Food is a centering force. The recognized motions of kneading bread or folding fresh veggies together into a cherished recipe is a balm to an off-center journey. This refugee camp, settled and formed in an industrial part of Athens, has become home for now to the 2,000 residents who live there. Keeping their culture alive through food is integral.

“Food is their way of keeping their culture when they travel. I love to see them cooking, sharpening their knives, making their bread or a barbecue,” Gentico said. “If you focus only on them cooking or eating, you forget you are in a refugee camp in Greece, and you feel like you’ve been transported to the Middle East or Africa, depending on who is cooking. Food and music are their culture, and they won't change it, no matter where they are or live.”

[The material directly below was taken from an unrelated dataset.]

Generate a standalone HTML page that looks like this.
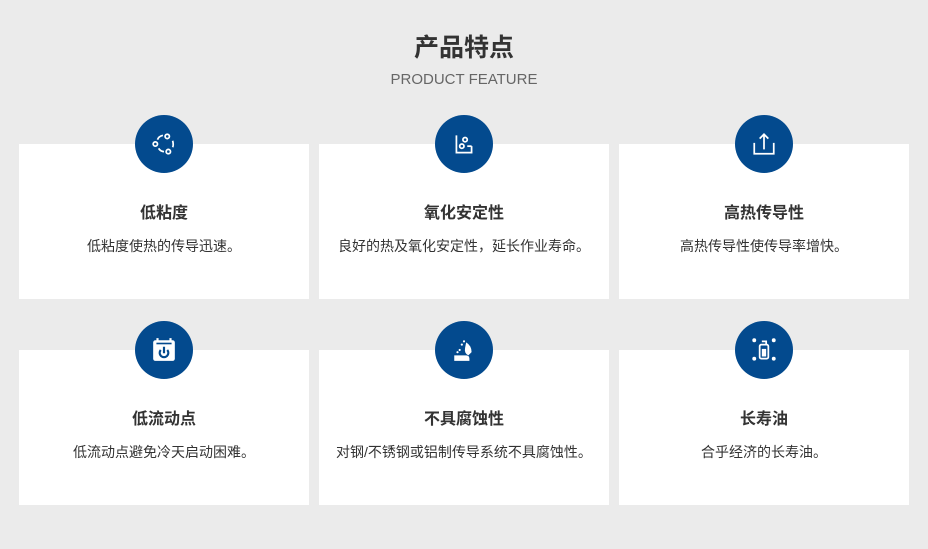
<!DOCTYPE html>
<html><head><meta charset="utf-8"><style>
body{margin:0;width:928px;height:549px;background:#ebebeb;font-family:"Liberation Sans","Noto Sans CJK SC",sans-serif;position:relative;overflow:hidden}
.h{position:absolute;left:0;width:928px;text-align:center}
.card{position:absolute;width:290px;height:155px;background:#fff;text-align:center}
.c{position:absolute;width:58px;height:58px;border-radius:50%;background:#034a8e;left:116px;top:-29px}
.c svg{position:absolute;left:16px;top:16px}
.t{position:absolute;top:55px;width:100%;font-size:16px;font-weight:bold;color:#333}
.d{position:absolute;top:92px;width:100%;font-size:14px;color:#333}
</style></head><body>
<div class="h" style="top:28px;font-size:25px;font-weight:bold;color:#333">产品特点</div>
<div class="h" style="top:71px;font-size:15px;color:#666">PRODUCT FEATURE</div>

<div class="card" style="left:19px;top:144px"><div class="c"><svg width="26" height="26" viewBox="0 0 24 24" fill="none" stroke="#fff" stroke-width="1.6"><circle cx="15" cy="5" r="2"/><circle cx="4" cy="12" r="2"/><circle cx="16" cy="19" r="2"/><path d="M11 4Q7 5 6 8M20 9Q21 13 20 15M7 16Q9 19 12 19"/></svg></div><div class="t">低粘度</div><div class="d">低粘度使热的传导迅速。</div></div>
<div class="card" style="left:319px;top:144px"><div class="c"><svg width="26" height="26" viewBox="0 0 24 24" fill="none" stroke="#fff" stroke-width="1.6"><path d="M5 4V20H19V14"/><circle cx="13" cy="8" r="2"/><circle cx="10" cy="14" r="2"/><path d="M15 14H19"/></svg></div><div class="t">氧化安定性</div><div class="d">良好的热及氧化安定性，延长作业寿命。</div></div>
<div class="card" style="left:619px;top:144px"><div class="c"><svg width="26" height="26" viewBox="0 0 24 24" fill="none" stroke="#fff" stroke-width="1.6"><path d="M3 11V21H21V11M12 17V3M8 7L12 3L16 7"/></svg></div><div class="t">高热传导性</div><div class="d">高热传导性使传导率增快。</div></div>

<div class="card" style="left:19px;top:350px"><div class="c"><svg width="26" height="26" viewBox="0 0 24 24"><rect x="2" y="3" width="20" height="19" rx="2" fill="#fff"/><path d="M6 1V5M18 1V5" stroke="#fff" stroke-width="2"/><path d="M5 6H19" stroke="#034a8e" stroke-width="1.5"/><path d="M9 12A4 4 0 1 0 15 12M12 9V15" fill="none" stroke="#034a8e" stroke-width="2"/></svg></div><div class="t">低流动点</div><div class="d">低流动点避免冷天启动困难。</div></div>
<div class="card" style="left:319px;top:350px"><div class="c"><svg width="26" height="26" viewBox="0 0 24 24" fill="#fff"><path d="M3 17H14Q17 17 17 20V22H3Z"/><path d="M14 5Q19 8 19 14L16 17Q12 15 13 10Z"/><circle cx="12" cy="4" r="1"/><circle cx="10" cy="7" r="1"/><circle cx="8" cy="12" r="1"/><circle cx="6" cy="14" r="1"/></svg></div><div class="t">不具腐蚀性</div><div class="d">对钢/不锈钢或铝制传导系统不具腐蚀性。</div></div>
<div class="card" style="left:619px;top:350px"><div class="c"><svg width="26" height="26" viewBox="0 0 24 24" fill="none" stroke="#fff" stroke-width="1.6"><rect x="8" y="7" width="8" height="13" rx="1.5"/><path d="M10 4H14V7"/><rect x="10" y="11" width="4" height="7" fill="#fff" stroke="none"/><circle cx="3" cy="3" r="1" fill="#fff"/><circle cx="21" cy="3" r="1" fill="#fff"/><circle cx="3" cy="20" r="1" fill="#fff"/><circle cx="21" cy="20" r="1" fill="#fff"/></svg></div><div class="t">长寿油</div><div class="d">合乎经济的长寿油。</div></div>
</body></html>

As the recipe-gathering and taste-testing came to an end, the entire project was placed in the hands of competent people. “We had the amazing collaboration of María Angeles Torres, a food stylist and photographer from Barcelona,” Gentico said. “When all information was gathered, Simone Plassard, our field coordinator and designer, took the pile of recipes, stories and photos and put them into this beautiful book. Without them it couldn’t have been done.”

For Herrera, who plans on furthering her work with refugees, the culmination of the project is an emotional one. “For my home community to have this book is unreal,” she said. “To have these recipes come to life for my friends and family at home realizes the collision that has been happening inside my heart since the first day I stepped inside the refugee camp.”

Herrera said she recalls each face that prepared her food, hugged her with opens arms, and made a space for her to sit and sup in the small places they call home. And she is overwhelmed.

“They can take away everything you have but not who you are,” Gentico said. “The refugees, all of them, are part of a very welcoming culture where food is the way to show love and to take care of your guests and family.”

All proceeds made from this cookbook go toward the work of Project Elea, working for the community of Eleonas Refugee Camp.